About Me

I summarized some of the frequently asking questions from my friends who are not familiar with our field


  • Q: Am I a biologist or a computer scientist?

    A: I consider myself a computer scientist. My daily research routine involves processing data; engaging in method development, designing integrated pipelines for large-scale data analysis; and arguing theoretically and empirically about our results, as other people in this area do. Unlike biologists, I do not touch pipettes, western blot, or experiment model organisms. Maybe one aspect that distinguishes us is the type of data we deal with. We do need to have a decent knowledge of populational genetics, molecular biology, etc., and vital skills for data preprocessing since data in our fields is arguably much more noisy, limited, and less intuitive than other types of data (Image, Natural language)
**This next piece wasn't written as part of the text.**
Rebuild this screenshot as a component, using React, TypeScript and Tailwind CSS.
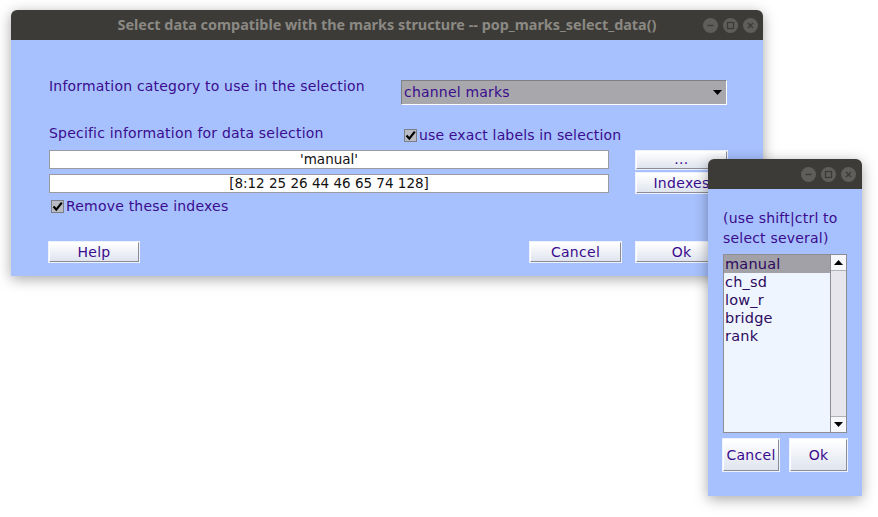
import React from "react";

const font = { fontFamily: '"DejaVu Sans", sans-serif' };

const WinButtons = () => (
  <div className="flex gap-[5px]">
    {["min", "max", "close"].map((k) => (
      <div key={k} className="w-[15px] h-[15px] rounded-full bg-[#5f5e5a] flex items-center justify-center">
        <svg width="9" height="9" viewBox="0 0 9 9">
          {k === "min" && <line x1="1.5" y1="4.5" x2="7.5" y2="4.5" stroke="#3c3b37" strokeWidth="1.4" />}
          {k === "max" && <rect x="1.5" y="1.5" width="6" height="6" fill="none" stroke="#3c3b37" strokeWidth="1.3" />}
          {k === "close" && (
            <path d="M2 2 L7 7 M7 2 L2 7" stroke="#3c3b37" strokeWidth="1.4" />
          )}
        </svg>
      </div>
    ))}
  </div>
);

const Btn = ({ label, className }: { label: string; className: string }) => (
  <div
    className={`flex items-center justify-center border border-t-white border-l-white border-b-[#8a8d96] border-r-[#8a8d96] bg-gradient-to-b from-[#ffffff] to-[#dfe4ee] outline outline-1 outline-[#eef2ff] text-[14px] tracking-[0.3px] text-[#3a0c8e] ${className}`}
  >
    {label}
  </div>
);

const Check = () => (
  <div className="w-[13px] h-[13px] bg-[#b9bcc4] border border-[#7c7f88] flex items-center justify-center">
    <svg width="11" height="11" viewBox="0 0 11 11">
      <path d="M1.5 5.5 L4.3 8.6 L9.8 1.6" fill="none" stroke="#000" strokeWidth="2.2" />
    </svg>
  </div>
);

export default function App() {
  return (
    <div className="relative w-[878px] h-[517px] bg-white overflow-hidden" style={font}>
      {/* main dialog */}
      <div className="absolute left-[11px] top-[10px] w-[752px] shadow-[0_3px_14px_rgba(0,0,0,0.35)] rounded-t-[6px]">
        <div className="h-[30px] bg-[#3c3b37] rounded-t-[6px] flex items-center relative">
          <div
            className="flex-1 text-center text-[14.4px] font-bold text-[#8b8983]"
            style={{ fontFamily: '"Noto Sans", "Open Sans", sans-serif' }}
          >
            Select data compatible with the marks structure -- pop_marks_select_data()
          </div>
          <div className="absolute right-[5px] top-[8px]">
            <WinButtons />
          </div>
        </div>
        <div className="h-[236px] bg-[#a7c1fe] pl-[38px] pt-[40px] text-[14px] tracking-[0.2px] text-[#3a0c8e]">
          <div className="flex items-center h-[25px]">
            <div className="w-[352px] -mt-[12px]">Information category to use in the selection</div>
            <div className="w-[326px] h-[25px] bg-[#a8a7ac] border border-[#7f7f85] border-b-white border-r-white flex items-center justify-between pl-[2px] pr-[4px]">
              <span>channel marks</span>
              <svg width="9" height="5" viewBox="0 0 9 5">
                <path d="M0 0 H9 L4.5 5 Z" fill="#000" />
              </svg>
            </div>
          </div>
          <div className="flex items-center h-[20px] mt-[20px]">
            <div className="w-[355px] -mt-[3px]">Specific information for data selection</div>
            <Check />
            <span className="ml-[2px] tracking-[0.15px]">use exact labels in selection</span>
          </div>
          <div className="flex items-center mt-[5px] h-[19px]">
            <div className="w-[560px] h-[19px] bg-white border border-[#9a9aa0] flex items-center justify-center text-[#111] text-[13.5px] tracking-normal">
              'manual'
            </div>
            <Btn label="..." className="ml-[27px] w-[91px] h-[18px]" />
          </div>
          <div className="flex items-center mt-[4px] h-[20px]">
            <div className="w-[560px] h-[19px] bg-white border border-[#9a9aa0] flex items-center justify-center text-[#111] text-[13.5px] tracking-normal">
              [8:12 25 26 44 46 65 74 128]
            </div>
            <Btn label="Indexes" className="ml-[27px] w-[91px] h-[20px]" />
          </div>
          <div className="flex items-center mt-[7px] h-[13px] pl-[2px]">
            <Check />
            <span className="ml-[2px]">Remove these indexes</span>
          </div>
          <div className="flex items-center mt-[29px]">
            <Btn label="Help" className="w-[90px] h-[20px]" />
            <Btn label="Cancel" className="ml-[391px] w-[91px] h-[20px]" />
            <Btn label="Ok" className="ml-[15px] w-[91px] h-[20px]" />
          </div>
        </div>
      </div>

      {/* list popup */}
      <div className="absolute left-[708px] top-[159px] w-[154px] shadow-[0_3px_14px_rgba(0,0,0,0.35)] rounded-t-[6px]">
        <div className="h-[30px] bg-[#3c3b37] rounded-t-[6px] flex items-center justify-end pr-[6px]">
          <WinButtons />
        </div>
        <div className="h-[307px] bg-[#a7c1fe] pl-[15px] pt-[19px] text-[14px] tracking-[0.2px] text-[#3a0c8e]">
          <div className="leading-[20px]">
            (use shift|ctrl to
            <br />
            select several)
          </div>
          <div className="mt-[6px] w-[124px] h-[179px] border border-[#8d8d92] bg-[#eef5ff] flex">
            <div className="flex-1 text-[#2d0a5e] text-[14.5px]">
              {["manual", "ch_sd", "low_r", "bridge", "rank"].map((t, i) => (
                <div
                  key={t}
                  className={`h-[18px] leading-[18px] pl-[1px] ${i === 0 ? "bg-[#a1a1a7]" : ""}`}
                >
                  {t}
                </div>
              ))}
            </div>
            <div className="w-[16px] border-l border-[#8d8d92] bg-[#e7e6ec] flex flex-col justify-between">
              <div className="h-[16px] bg-[#f6f7fb] border-b border-[#b0b0b6] flex items-center justify-center">
                <svg width="9" height="5" viewBox="0 0 9 5">
                  <path d="M0 5 H9 L4.5 0 Z" fill="#000" />
                </svg>
              </div>
              <div className="h-[16px] bg-[#f6f7fb] border-t border-[#b0b0b6] flex items-center justify-center">
                <svg width="9" height="5" viewBox="0 0 9 5">
                  <path d="M0 0 H9 L4.5 5 Z" fill="#000" />
                </svg>
              </div>
            </div>
          </div>
          <div className="flex mt-[6px]">
            <Btn label="Cancel" className="w-[56px] h-[32px]" />
            <Btn label="Ok" className="ml-[11px] w-[57px] h-[32px]" />
          </div>
        </div>
      </div>
    </div>
  );
}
  • Q: As a computer science major, why do you study biology?

    A: Many computer science researchers develop methods for specific applications. Just like researchers who focus on computer vision, NLP, and cyber-physical systems, we focus on answering biological questions. We need additional effort to understand the data and the relevant biological knowledge to analyze the data.

  • Q: Why choose computational biology as my research field?

   A: I found this is one of the most charming areas. The genetic signal we discovered can help better understand human beings and bring new opportunities for clinical care. We have seen many great works that help us better understand the origin of human beings, the risk of having certain diseases, precision medicine, etc. Yet our knowledge of our own body is still limited, with vast opportunities in this field.

  • Q: What methods do I use to solve the questions

   A: Genetic datasets are usually high dimensional with a limited sample size. Handling this kind of data requires more careful assumptions about the model and solid domain knowledge. Therefore, statistics, linear algebra, and data mining skills are essential for solving the problem.

  • Q: Do I use deep learning?

   A: Yes, but in a prudent manner. The straightforward implementation of deep learning algorithms usually doesn’t work well in genetic datasets. Performance aspect, this could be due to the unique structure of the genetic dataset, the limited amount of training dataset, Computation aspect, this could be due to infeasibility to apply to the extremely high dimensional dataset. Finally, current deep learning models are generally hard to interpret, where interpretability is perhaps the most crucial factor in genetics.